If you've not heard the project he's referencing, late 2012's Starships & Rockets: Cooly Fooly Space Age Funk, the claim might sound unreasonable: Has anybody ever done anything for 48 hours straight? Is the earth even 48 hours old? But if you have then "48" sounds appropriate.

The Outfit, TX's music is, in no uncertain terms, absurdly trenchant. It is a master class in influence amalgamation, the sort of cosmic blend of all of the groups in Southern rap history you think of when someone says "Hey, think of rap groups in Southern rap history" that can only come from an altered state of consciousness (like not sleeping for two days). The most impressive part, though: While the lineage is clear (Outkast's abstract ambition, UGK's femur-snapping insight, Three 6 Mafia's complex simplicity, etc), the threesome (Dorian Terrell and JayHawk Walker are the other two-thirds) somehow manages to sound all the way brand new. "This is no shot to anyone making music," says Mel. "But we couldn't find anything today that we wanted to listen to. I was always having to search for some '90s shit on Spotify. So we wanted to make something that made us feel like what that music made us feel like." The result: A contemporary take on traditional Southern rap that feels youthful but still connected to the forefathers, excitingly creative but still familiar, and uniquely regional without being exclusionary.

Answering questions about themselves in a café in Southwest Houston, the trio falls into the same roles they play while rapping. Mel, wide-voiced and ultra-melodic, guides the conversation, his fuzzy intonation declarative and passionate. He’s charming, and surprisingly funny. When asked why they moved from Dallas to Houston: “It was a bad environment. There just wasn’t anything to do. It was like prison; all I did was do push-ups and read.” When asked what he might order for lunch: "I never know what to do with penne pasta. The shape's confusing. Do I use a fork? Do I grab it with my hands?”

But he’s also hyper-contemplative, in what is probably the least possible way anyone has ever been contemplative. When asked about the line “Do heaven got some hoes?” from one of the songs: “I mean, does it? And if it doesn’t, are n*ggas still gonna wanna go there?”
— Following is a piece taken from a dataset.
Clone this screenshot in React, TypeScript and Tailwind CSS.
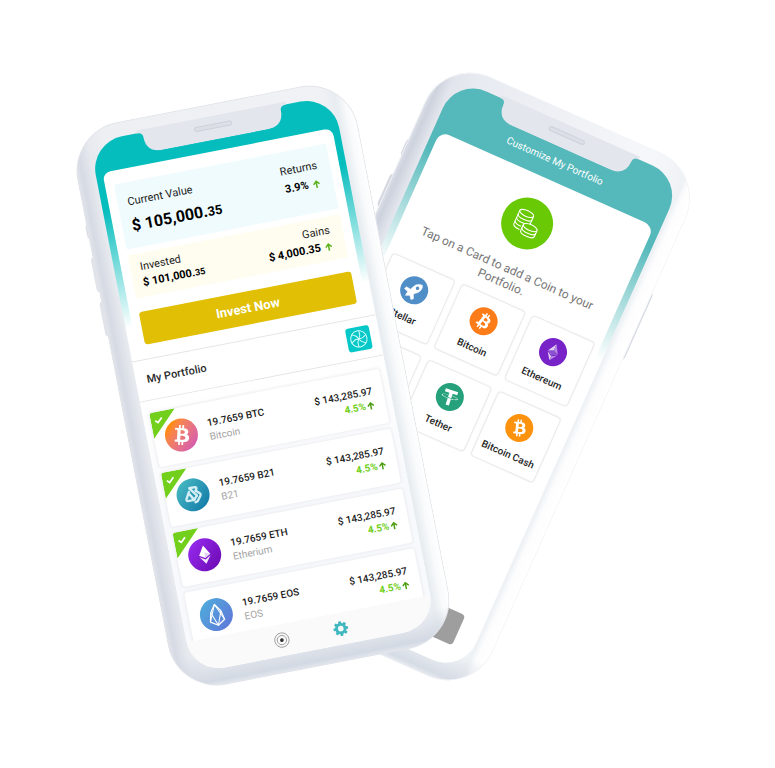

Dorian, the group’s dynamo producer, acts as the border fence for talks, letting Mel wander around in his own thoughts without letting him run astray. The album’s 11th song, a trance-like track called “Matter of Time,” extends all the way past seven minutes, the last two of which bleed into a robotic soliloquy that is as fully vetted and emotive as Kanye’s album version of “Runaway.” Dorian builds similar sorts of moments out of nothingness all through "S&R:CFSAF," and it’s never not impressive.

And JayHawk only talks when it’s absolutely necessary.

For more than two hours, The Outfit, TX sits at a table eating foodstuffs discussing from their new video (above) to how they compose their songs (after the beat is made, they’ll get in the car and drive and just say nothing until they can feel the music in their protons) to the type of defense required to stop San Francisco 49ers quarterback Colin Kaepernick (a fucking good one, is the type).

Eventually, finally, exactly eight minutes before everyone gets up and leaves, Mel makes perhaps the only the only statement that needs to be made when discussing The Outfit, TX: “I can feel the music, bro. When Dorian makes a beat I can feel it. When JayHawk gets to doing his lyrical thing, rhyming all these words back to back to back, I can feel it. It’s like it’s not even music. It’s more than music. It’d be nice to be able to stop slingin’ fish plates [as a waiter in a seafood restaurant] and do this full-time, but it is what it is. We have that feeling. That’s all anyone ever needs.” Mel, JayHawk and Dorian stand up, shake hands with others at the table, then walk out towards their car. They all rode together. And they all live together. They all work at the same place too.

And all of their work clothes are in the car.